-- PROBLEM --
For the listing below, give the count of lines containing "that", and no other text.

-- DATASET RECORDS --
▬▬▬▬▬▬▬▬▬▬
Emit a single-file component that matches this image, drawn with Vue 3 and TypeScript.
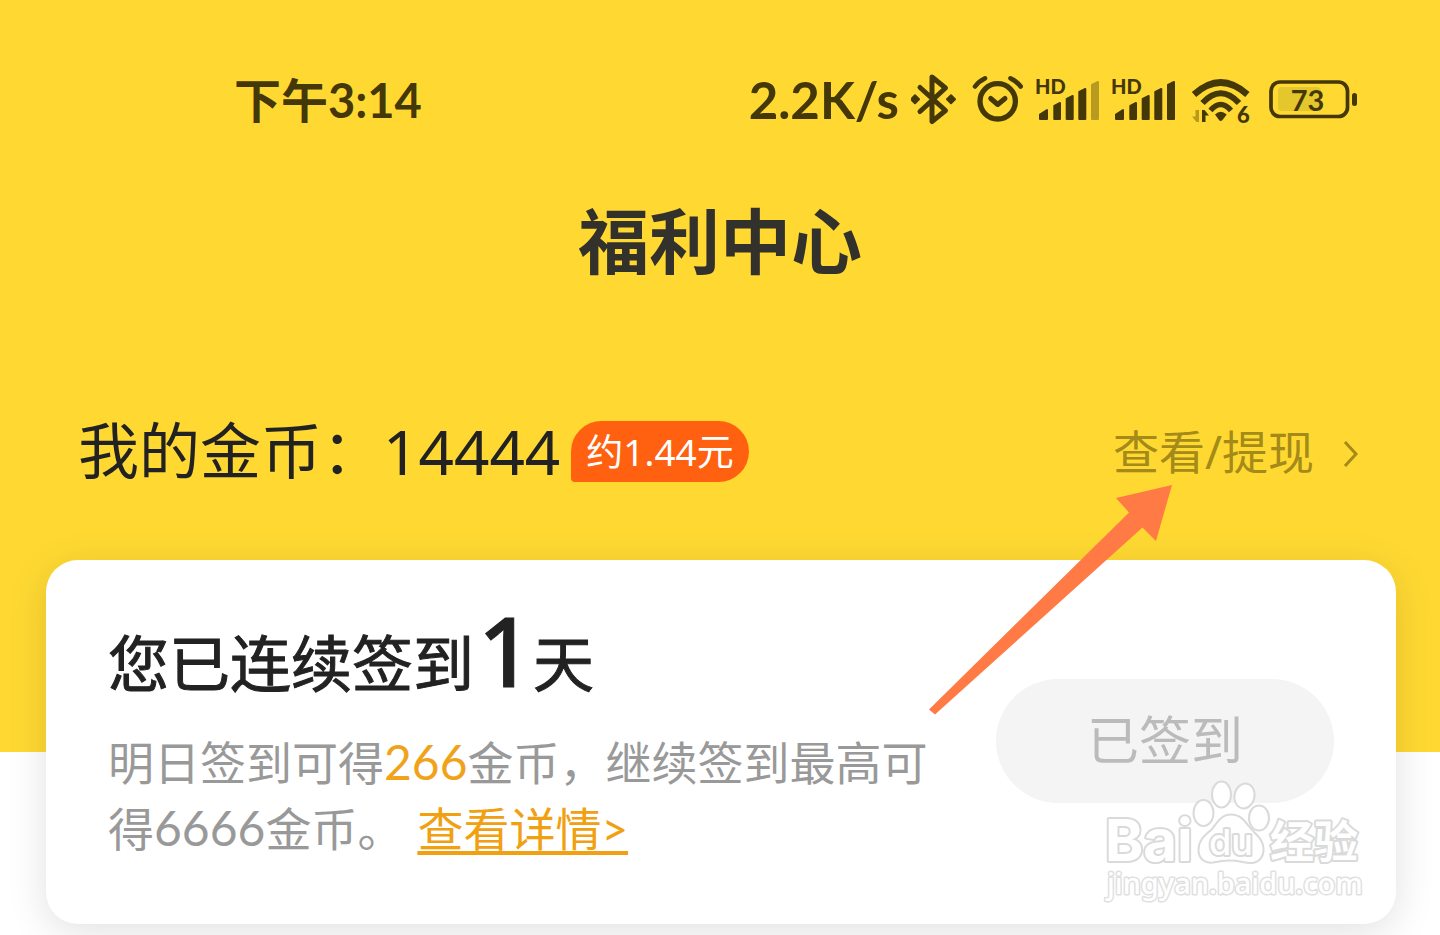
▬▬▬▬▬▬▬▬▬▬
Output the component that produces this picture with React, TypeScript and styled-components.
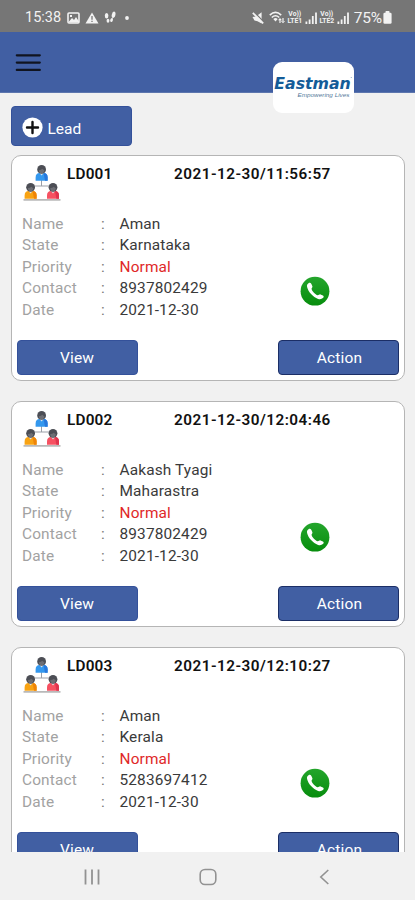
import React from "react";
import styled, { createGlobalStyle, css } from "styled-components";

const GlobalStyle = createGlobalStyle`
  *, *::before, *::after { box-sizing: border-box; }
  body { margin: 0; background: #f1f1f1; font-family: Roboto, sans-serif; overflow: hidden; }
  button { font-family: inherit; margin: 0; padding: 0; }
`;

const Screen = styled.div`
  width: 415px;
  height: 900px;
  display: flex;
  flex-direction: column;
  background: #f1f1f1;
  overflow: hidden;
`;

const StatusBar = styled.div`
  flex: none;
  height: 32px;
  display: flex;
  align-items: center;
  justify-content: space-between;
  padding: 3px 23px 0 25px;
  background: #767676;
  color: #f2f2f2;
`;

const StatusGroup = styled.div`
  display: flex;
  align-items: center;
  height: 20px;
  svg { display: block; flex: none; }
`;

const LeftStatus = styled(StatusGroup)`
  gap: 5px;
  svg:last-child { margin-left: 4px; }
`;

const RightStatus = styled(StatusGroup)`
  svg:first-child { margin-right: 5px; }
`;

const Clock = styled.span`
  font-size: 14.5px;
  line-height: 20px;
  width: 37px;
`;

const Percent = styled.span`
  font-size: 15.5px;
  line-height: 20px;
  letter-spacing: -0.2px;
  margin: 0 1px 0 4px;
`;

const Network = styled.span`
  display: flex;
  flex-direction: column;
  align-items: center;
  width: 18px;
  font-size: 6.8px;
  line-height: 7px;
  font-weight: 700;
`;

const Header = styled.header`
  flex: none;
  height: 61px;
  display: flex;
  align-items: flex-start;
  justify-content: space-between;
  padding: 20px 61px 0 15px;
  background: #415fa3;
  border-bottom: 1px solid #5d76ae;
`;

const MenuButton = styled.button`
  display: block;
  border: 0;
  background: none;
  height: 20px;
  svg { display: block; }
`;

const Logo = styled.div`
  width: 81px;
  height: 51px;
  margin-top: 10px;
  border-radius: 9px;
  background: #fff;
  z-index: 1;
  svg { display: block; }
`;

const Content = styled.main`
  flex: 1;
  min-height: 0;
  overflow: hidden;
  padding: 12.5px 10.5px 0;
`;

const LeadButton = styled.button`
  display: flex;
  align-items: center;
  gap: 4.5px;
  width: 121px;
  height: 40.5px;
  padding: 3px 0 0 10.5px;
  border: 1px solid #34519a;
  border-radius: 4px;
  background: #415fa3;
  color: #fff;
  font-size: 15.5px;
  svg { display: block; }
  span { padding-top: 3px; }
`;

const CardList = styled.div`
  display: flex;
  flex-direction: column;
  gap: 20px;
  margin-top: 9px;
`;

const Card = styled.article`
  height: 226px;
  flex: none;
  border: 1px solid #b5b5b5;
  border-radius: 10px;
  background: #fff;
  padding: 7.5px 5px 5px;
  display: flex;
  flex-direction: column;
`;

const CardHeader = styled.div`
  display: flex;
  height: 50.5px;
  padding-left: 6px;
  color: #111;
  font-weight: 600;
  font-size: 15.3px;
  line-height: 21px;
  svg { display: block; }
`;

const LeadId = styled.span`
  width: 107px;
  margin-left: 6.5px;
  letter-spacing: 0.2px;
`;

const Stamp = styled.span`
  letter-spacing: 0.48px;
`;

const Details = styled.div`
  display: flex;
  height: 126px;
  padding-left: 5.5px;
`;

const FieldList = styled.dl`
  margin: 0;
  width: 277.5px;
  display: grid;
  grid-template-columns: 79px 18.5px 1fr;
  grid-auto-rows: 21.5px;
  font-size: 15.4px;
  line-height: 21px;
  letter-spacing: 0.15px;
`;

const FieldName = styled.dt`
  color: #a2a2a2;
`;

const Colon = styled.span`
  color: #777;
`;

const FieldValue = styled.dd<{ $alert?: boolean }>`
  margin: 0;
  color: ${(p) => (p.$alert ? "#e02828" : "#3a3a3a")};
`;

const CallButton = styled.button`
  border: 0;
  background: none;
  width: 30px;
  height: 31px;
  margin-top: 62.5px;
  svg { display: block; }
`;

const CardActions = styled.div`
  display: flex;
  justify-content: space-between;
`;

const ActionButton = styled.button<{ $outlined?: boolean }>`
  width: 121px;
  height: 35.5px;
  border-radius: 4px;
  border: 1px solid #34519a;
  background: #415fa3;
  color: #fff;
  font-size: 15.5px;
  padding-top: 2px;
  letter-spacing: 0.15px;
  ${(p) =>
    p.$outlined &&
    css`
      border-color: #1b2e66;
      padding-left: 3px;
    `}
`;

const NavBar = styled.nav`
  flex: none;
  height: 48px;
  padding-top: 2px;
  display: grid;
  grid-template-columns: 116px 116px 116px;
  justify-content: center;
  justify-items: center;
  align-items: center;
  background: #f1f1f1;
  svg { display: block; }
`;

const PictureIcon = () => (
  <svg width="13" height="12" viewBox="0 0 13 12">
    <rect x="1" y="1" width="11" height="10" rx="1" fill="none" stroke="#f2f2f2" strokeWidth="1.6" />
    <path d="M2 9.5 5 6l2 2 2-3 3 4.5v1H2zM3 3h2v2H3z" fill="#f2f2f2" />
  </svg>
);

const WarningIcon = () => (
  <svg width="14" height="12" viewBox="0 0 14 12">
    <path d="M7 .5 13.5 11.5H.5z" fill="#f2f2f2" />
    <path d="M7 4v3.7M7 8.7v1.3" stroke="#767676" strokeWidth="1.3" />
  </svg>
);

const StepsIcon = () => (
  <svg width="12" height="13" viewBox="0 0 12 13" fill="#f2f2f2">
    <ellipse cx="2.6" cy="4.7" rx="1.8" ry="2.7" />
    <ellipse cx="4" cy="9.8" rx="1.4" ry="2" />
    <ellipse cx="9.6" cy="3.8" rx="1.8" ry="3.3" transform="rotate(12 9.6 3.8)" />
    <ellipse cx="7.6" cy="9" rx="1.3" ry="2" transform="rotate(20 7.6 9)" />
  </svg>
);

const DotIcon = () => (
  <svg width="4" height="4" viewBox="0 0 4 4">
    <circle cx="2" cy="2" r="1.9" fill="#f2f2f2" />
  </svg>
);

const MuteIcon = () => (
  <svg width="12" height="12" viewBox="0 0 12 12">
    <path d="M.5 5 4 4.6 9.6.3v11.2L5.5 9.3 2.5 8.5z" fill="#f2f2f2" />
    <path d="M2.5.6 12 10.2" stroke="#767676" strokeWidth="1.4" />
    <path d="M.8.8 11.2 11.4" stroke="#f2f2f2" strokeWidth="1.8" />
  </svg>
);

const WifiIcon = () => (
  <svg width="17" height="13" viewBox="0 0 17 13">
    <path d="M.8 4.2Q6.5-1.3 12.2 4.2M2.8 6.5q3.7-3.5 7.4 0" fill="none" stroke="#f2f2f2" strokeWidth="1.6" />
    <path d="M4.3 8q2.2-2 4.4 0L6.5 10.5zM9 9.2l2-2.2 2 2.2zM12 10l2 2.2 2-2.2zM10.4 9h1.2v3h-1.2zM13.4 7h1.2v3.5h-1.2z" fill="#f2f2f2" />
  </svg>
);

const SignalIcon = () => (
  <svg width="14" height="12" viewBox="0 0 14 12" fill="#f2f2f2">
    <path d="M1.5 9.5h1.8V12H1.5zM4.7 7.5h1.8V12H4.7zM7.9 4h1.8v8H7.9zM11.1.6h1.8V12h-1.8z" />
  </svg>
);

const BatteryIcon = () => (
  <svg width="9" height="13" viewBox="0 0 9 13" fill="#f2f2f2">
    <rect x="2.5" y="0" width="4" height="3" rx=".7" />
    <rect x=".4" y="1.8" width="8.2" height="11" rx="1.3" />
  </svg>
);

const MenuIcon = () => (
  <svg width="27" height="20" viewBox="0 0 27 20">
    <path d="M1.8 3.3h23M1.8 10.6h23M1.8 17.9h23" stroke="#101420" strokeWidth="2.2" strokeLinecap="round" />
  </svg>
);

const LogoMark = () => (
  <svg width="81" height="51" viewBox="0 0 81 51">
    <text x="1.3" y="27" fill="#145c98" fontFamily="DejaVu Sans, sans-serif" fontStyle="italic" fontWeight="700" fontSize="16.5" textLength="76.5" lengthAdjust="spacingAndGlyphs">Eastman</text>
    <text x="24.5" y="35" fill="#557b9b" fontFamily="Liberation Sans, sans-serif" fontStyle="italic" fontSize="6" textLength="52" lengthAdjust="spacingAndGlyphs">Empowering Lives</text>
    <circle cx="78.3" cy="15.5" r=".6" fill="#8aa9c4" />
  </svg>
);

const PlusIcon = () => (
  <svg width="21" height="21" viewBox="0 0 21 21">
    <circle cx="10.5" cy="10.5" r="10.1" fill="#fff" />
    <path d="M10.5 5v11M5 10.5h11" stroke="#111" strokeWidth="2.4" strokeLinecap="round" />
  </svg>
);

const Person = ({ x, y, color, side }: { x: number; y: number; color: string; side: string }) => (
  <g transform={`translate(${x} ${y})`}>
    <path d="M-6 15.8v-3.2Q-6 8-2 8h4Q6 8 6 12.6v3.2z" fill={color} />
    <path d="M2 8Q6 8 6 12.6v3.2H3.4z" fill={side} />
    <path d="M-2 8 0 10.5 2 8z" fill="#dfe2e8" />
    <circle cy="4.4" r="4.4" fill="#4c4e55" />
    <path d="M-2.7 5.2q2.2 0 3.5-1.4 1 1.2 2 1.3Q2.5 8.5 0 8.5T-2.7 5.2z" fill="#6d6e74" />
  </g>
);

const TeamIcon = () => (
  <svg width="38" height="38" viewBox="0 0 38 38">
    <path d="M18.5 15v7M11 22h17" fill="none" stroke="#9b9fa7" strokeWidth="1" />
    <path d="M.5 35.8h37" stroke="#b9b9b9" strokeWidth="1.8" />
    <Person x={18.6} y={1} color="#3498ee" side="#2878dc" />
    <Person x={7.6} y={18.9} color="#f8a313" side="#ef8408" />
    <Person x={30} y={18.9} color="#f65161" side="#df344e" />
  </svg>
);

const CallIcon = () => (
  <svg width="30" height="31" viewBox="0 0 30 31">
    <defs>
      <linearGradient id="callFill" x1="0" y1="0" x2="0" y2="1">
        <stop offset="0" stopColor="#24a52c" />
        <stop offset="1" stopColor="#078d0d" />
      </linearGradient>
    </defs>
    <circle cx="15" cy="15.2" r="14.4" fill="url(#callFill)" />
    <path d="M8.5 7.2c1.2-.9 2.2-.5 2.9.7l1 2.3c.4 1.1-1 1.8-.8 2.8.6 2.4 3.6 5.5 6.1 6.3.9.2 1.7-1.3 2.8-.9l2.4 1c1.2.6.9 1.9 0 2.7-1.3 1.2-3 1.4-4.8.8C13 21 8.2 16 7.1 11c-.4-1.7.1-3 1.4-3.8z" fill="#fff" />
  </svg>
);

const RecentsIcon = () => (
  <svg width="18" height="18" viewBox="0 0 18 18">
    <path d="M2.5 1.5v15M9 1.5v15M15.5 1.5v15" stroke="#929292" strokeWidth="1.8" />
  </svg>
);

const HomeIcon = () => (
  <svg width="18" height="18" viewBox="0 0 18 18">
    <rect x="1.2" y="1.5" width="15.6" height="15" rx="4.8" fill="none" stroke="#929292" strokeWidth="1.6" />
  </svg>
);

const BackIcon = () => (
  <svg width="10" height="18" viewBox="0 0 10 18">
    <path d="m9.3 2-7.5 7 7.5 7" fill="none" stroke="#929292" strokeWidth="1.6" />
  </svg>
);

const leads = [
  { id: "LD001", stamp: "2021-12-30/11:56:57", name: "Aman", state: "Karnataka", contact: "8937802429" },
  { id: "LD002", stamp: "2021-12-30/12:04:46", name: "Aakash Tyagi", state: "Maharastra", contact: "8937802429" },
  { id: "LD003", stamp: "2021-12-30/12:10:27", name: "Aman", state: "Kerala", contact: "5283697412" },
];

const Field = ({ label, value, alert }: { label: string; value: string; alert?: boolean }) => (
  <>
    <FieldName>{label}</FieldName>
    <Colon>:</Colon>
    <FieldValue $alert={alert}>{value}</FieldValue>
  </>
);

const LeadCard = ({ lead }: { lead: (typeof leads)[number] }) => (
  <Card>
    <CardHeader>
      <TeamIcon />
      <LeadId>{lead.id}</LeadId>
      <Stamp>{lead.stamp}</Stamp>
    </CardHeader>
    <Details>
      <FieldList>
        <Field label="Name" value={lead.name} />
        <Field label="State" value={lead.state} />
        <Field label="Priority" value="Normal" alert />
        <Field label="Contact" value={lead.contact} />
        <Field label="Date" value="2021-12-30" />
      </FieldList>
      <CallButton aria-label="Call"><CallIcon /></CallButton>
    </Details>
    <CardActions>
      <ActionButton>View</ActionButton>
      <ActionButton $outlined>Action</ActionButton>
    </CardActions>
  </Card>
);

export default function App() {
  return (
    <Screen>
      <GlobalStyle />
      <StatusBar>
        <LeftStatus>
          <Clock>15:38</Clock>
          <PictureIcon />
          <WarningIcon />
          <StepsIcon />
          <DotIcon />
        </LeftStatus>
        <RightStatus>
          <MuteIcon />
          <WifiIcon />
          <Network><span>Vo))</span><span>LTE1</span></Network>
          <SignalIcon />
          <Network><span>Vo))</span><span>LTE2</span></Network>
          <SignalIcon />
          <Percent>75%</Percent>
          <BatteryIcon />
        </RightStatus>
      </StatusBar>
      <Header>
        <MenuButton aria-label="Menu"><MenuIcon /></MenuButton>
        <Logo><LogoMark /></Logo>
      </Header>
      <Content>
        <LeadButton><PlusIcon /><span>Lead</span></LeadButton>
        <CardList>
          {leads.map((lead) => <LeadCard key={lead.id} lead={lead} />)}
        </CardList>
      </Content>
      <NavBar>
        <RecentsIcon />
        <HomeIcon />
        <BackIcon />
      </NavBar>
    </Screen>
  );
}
▬▬▬▬▬▬▬▬▬▬
-- WRITTEN SOLUTION --
2